Wednesday, September 5, 2007

Movie: Zodiac

What an interesting movie! It's dark, but that's to be expected from a movie about a serial killer. What surprised me was the humor. It's not laugh-out-loud funny, but there are little moments sprinkled throughout that make you go, "Heh." There was one part where a guy has been contacted by the killer and he tells the police the Zodiac kept calling but never left a number, and the policeman responded, 'Yeah, he's kind of crafty like that." What's interesting to me is at first I thought it was kind of strange that there was so much humor, but then I got to thinking how real it is that the humor is there...because that's what we do in situations like those. In order to persevere, we use humor to lighten the mood and make it seem like it isn't as bad as it is.

The whole movie is a great study in realism. It's about a serial killer, but what it is really about is obsession with the serial killer and one man's pursuit of the guy. The direction is fantastic. At first I was a little dismayed by how long the movie is, but the length helps reinforce how much time went by without the Zodiac being captured. That element of time is necessary for us to come to the same conclusions that the people in the movie are coming to. The whole thing was very artfully crafted for very particular reasons and to create a certain affect.

So many movies are done a little haphazardly. There's a lack of connection in the plotline and the characters seem to do things in a random way. Not so here. The big difference is the amount of detail used. The writers and the director seemed to intentionally go for substance over using tried and true strategies. I noticed they didn't over-rely on certain shots and soundtrack and things like that. Don't get me wrong, they did very artful shots and also had a soundtrack, but they didn't use it like so many others do. It wasn't there as a shortcut; it was there for a reason. They didn't always play the "the killer is coming" music. They didn't stage those cheesy "dunt dunt dunhnh" moments all the time, so when those moments actually came, they were more significant. I got chills, honest-to-goodness-full-body-goosebumps. Twice! That only happened because I was so fully sucked into the story and what had happened. I was invested in it. I felt like I was viewing it all happen first person. The story was mine.

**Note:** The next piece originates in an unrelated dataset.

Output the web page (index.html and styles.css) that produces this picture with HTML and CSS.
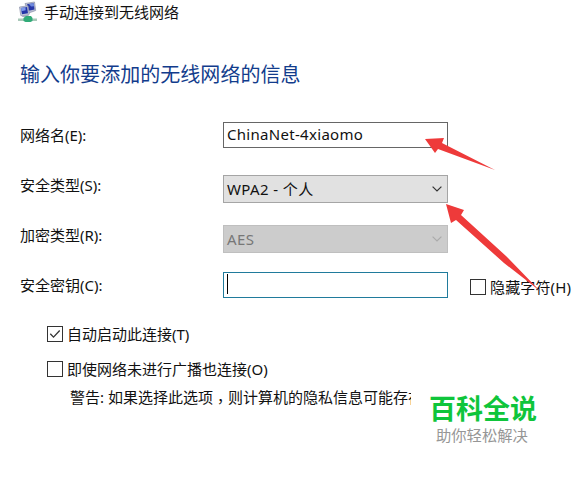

There's a message here for writers too. All of this stuff with intentional movie-making and how this impacted me is true for good writing. Don't rely on cliches. Don't do the tried and true stuff all the time or it will become cliched. Go for substance and take your time. Get the reader to care. The details in this movie paid off. They are what allowed me to experience it as it happened. One example here. There are multiple scenes that happen where the cartoonist and the newspaper reporter have desks. I have no idea what the San Francisco Chronicle work area looked like in the late sixties and early seventies. No idea. But in this movie, there was a huge room, the size of a school cafeteria, and it had fifty desks in it, all cluttered with paper and the debris of working. I didn't look at each desk, but I'd venture a guess that each one was slightly different in terms of how much clutter and personalization. The movie-makers didn't have to go to that effort. How many people actually look at a desk that is fifteen rows from the main desk where the two characters are talking? Probably none. But...rather than have the set be a smaller area with just enough detail for them to shoot the two characters around one desk, the movie-makers went through the effort of constructing the whole room and each individual desk with its own clutter. That's what makes it real. I believe that is what the SF Chronicle area looked like during that time period. That belief and that trust allow me to believe all of the rest of it.